5. CO-RELATION BETWEEN CRIMES AND DISTURBED AREA IS FALSE, DANGEROUS AND UNTENNABLE AND MUST NOT FIND PLACE IN A LAW ON COMMUNAL VIOLENCE

It must be emphasized that crimes that are crimes by definition in law do not have to bide a declaration of an area as a `disturbed area’ by a government. The declaration (or notification) as a disturbed area may have some significance in the nature of executive powers that may be assumed – and this is still a subject that needs deeper deliberation – or for establishing the relationship between the Centre and the States in relation to such `disturbances’. But they cannot determine when an act amounts to an offence. Stated otherwise, while the `scale’ of the violence may be relevant for deciding whether it falls within a special law on communal and targeted violence, that scale cannot be linked to the temporality of an executive declaration. This is especially so since the declaration may follow upon aggravated acts of targeted violence.

6. REPARATIONS

Any proposed law on Communal violence must use the concept of reparations (rather than relief), which includes rescue, relief (including establishing relief camps for as long as affected people feel insecure), compensation, restitution, rehabilitation including assistance of soft loans and land allocations to rebuild livelihoods and shelters to levels not less than before the violence and inconformity with the wishes of the affected persons, and the reconstruction of places of worship destroyed in the violence. Reparations to be an inviolable, legally enforceable right of the victim-survivor, and according to objective norms and scales that are binding on all governments. Provide for a national framework/policy of entitlements (specifically compensation) for victim-survivors of communal violence (rather than leave it to discretion at the state level)

7. INTERNAL DISPLACEMENT

The Bill must acknowledge rights of internally displaced persons who face forced displacement due to communal violence. Reparations should be provided in conformity with international standards for internally displaced persons, including the UN guidelines on Internal Displacements. These Guidelines must be domesticated through adoption of a policy to this effect (namely, a National Policy on Internal Displacement due to violence/unrest, as distinct from a National Policy on Internal Displacement due to “development” and “land acquisition”), and some nodal agency be constituted, so that all internally displaced persons have a justiciable framework of entitlements to protect them.

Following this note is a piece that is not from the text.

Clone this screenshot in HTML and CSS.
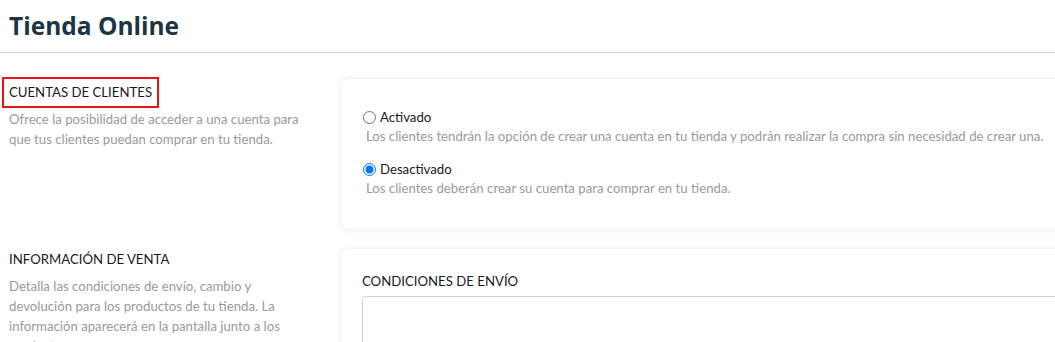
FILE: index.html
```html
<!DOCTYPE html>
<html lang="es">

<head>
	<meta charset="UTF-8">
	<title>Tienda Online</title>
	<link rel="stylesheet" href="styles.css">
</head>

<body>
	<header class="page-head">
		<h1 class="page-title">Tienda Online</h1>
	</header>

	<main class="settings">
		<section class="setting-row">
			<div class="setting-info">
				<h2 class="setting-title marked">CUENTAS DE CLIENTES</h2>
				<p class="setting-desc">Ofrece la posibilidad de acceder a una cuenta para que tus clientes puedan comprar en tu tienda.</p>
			</div>
			<div class="card card-options">
				<label class="option">
					<span class="option-label"><input type="radio" name="accounts" value="on"> Activado</span>
					<span class="option-desc">Los clientes tendrán la opción de crear una cuenta en tu tienda y podrán realizar la compra sin necesidad de crear una.</span>
				</label>
				<label class="option">
					<span class="option-label"><input type="radio" name="accounts" value="off" checked> Desactivado</span>
					<span class="option-desc">Los clientes deberán crear su cuenta para comprar en tu tienda.</span>
				</label>
			</div>
		</section>

		<section class="setting-row">
			<div class="setting-info">
				<h2 class="setting-title">INFORMACIÓN DE VENTA</h2>
				<p class="setting-desc">Detalla las condiciones de envío, cambio y devolución para los productos de tu tienda. La información aparecerá en la pantalla junto a los productos.</p>
			</div>
			<div class="card card-fields">
				<label class="field-label" for="shipping">CONDICIONES DE ENVÍO</label>
				<textarea id="shipping" class="field-area"></textarea>
			</div>
		</section>
	</main>
</body>

</html>
```

FILE: styles.css
```css
html,
body {
	margin: 0;
	padding: 0;
	overflow: hidden;
	background: #fff;
	font-family: 'Lato', sans-serif;
}

.page-head {
	height: 53px;
	border-bottom: 1px solid #d3d3d3;
	box-sizing: border-box;
	padding: 10px 9px 0;
}

.page-title {
	margin: 0;
	font-family: 'Open Sans', sans-serif;
	font-size: 24.5px;
	line-height: 32px;
	font-weight: 700;
	color: #1c3542;
}

.settings {
	display: flex;
	flex-direction: column;
	gap: 20px;
	padding: 26px 0 0 9px;
}

.setting-row {
	display: grid;
	grid-template-columns: 332px 760px;
}

.setting-info {
	padding-top: 2px;
	padding-right: 30px;
}

.setting-title {
	margin: 0;
	font-size: 13.2px;
	line-height: 17px;
	font-weight: 400;
	color: #1a1a1a;
}

.marked {
	display: inline-block;
	outline: 2px solid #e8161b;
	outline-offset: 5px;
}

.setting-desc {
	margin: 8px 0 0;
	font-size: 13.2px;
	line-height: 20px;
	color: #9a9a9a;
}

.card {
	background: #fff;
	border-radius: 8px;
	box-shadow: 0 0 6px rgba(0, 0, 0, 0.1);
}

.card-options {
	display: flex;
	flex-direction: column;
	gap: 14px;
	padding: 29px 22px 31px;
	height: 150px;
	box-sizing: border-box;
}

.option {
	display: flex;
	flex-direction: column;
}

.option-label {
	display: flex;
	align-items: center;
	font-size: 13.2px;
	line-height: 18px;
	color: #1a1a1a;
}

.option-label input {
	margin: 0 4px 0 0;
	width: 13px;
	height: 13px;
}

.option-desc {
	padding-left: 3px;
	font-size: 13.2px;
	line-height: 20px;
	color: #9a9a9a;
	white-space: nowrap;
}

.card-fields {
	display: flex;
	flex-direction: column;
	padding: 24px 21px 20px;
	height: 200px;
	box-sizing: border-box;
}

.field-label {
	font-size: 13.2px;
	line-height: 17px;
	color: #1a1a1a;
}

.field-area {
	margin-top: 6px;
	height: 120px;
	border: 1px solid #cdd4db;
	border-radius: 3px;
	resize: none;
}
```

8. WITNESS PROTECTION & LEGAL AID

Substantive provisions for victim / witness protection that focuses on safety, physical and psychological well-being, privacy and dignity. Incorporate comprehensive provisions on protection of victims and witnesses, in consonance with recent Supreme Court judgments and directives and Law Commission report.  Such provisions should focus on safety, physical and psychological well-being, dignity and privacy of victims and witnesses, particularly in cases of sexual or gender violence. The provisions should include medical assistance, counseling and psychological support, protection of the identity of victims and witnesses, ensuring a congenial atmosphere in the open court for the woman to give her testimony (while providing her with the option of an in camera trial), and stringent punishment for persons who intimidate/ coerce a woman to give a false testimony. Legal aid to victims and accused.